L. Congressional Review Act
The Congressional Review Act, 5 U.S.C. 801 et seq., as added by the
Small Business Regulatory Enforcement Fairness Act of 1996, generally
provides that before a rule may take effect, the agency promulgating
the rule must submit a rule report, which includes a copy of the rule,
to each House of the Congress and to the Comptroller General of the
United States. EPA will submit a report containing this rule and other
required information to the U.S. Senate, the U.S. House of
Representatives, and the Comptroller General of the United States prior
to publication of the rule in the Federal Register. A major rule cannot
take effect until 60 days after it is published in the Federal
Register. This action is not a ``major rule'' as defined by 5 U.S.C.
Sec. 804(2). This rule will be effective on November 5, 2001.

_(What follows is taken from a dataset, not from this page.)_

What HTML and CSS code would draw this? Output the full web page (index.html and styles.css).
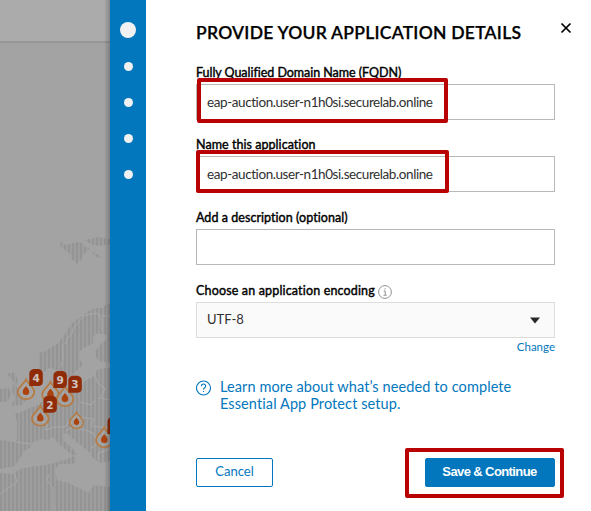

List of Subjects in 40 CFR Part 141
Environmental protection, Chemicals, Indian
[[Page 46225]]
lands, Intergovernmental relations, Radiation protection, Reporting and
recordkeeping requirements, Water supply.
Dated: August 28, 2001.
Christine Todd Whitman,
Administrator.
For the reasons set out in the preamble, title 40 of the Code of
Federal Regulations is amended as follows:
PART 141--NATIONAL PRIMARY DRINKING WATER REGULATIONS
1. The authority citation for part 141 continues to read as
follows:
Authority: 42 U.S.C. 300f, 300g-l, 300g-2, 300g-3, 300g-4, 300g-
5, 300g-6, 300j-4, 300j-9, and 300j-11.
2. Section 141.35 is amended by revising the last sentence in
paragraph (c) to read as follows:
Sec. 141.35 Reporting of unregulated contaminant monitoring results.
* * * * *
(c) * * * Exception: Reporting of monitoring results to EPA is not
required until EPA's electronic reporting system is operational; EPA
will provide notice of applicable reporting deadlines in a future
rulemaking.
* * * * *
3. Section 141.40 is amended by adding a sentence to the end of
paragraph (a)(5)(ii)(G)(1) to read as follows:
Sec. 141.40 Monitoring requirements for unregulated contaminants.
(a) * * *
(5) * * *
(ii) * * *
(G) * * *
(1) * * * Laboratories certified under Sec. 141.28 for compliance
analysis using EPA Method 515.3 are automatically approved to conduct
UCMR analysis using EPA Method 515.4.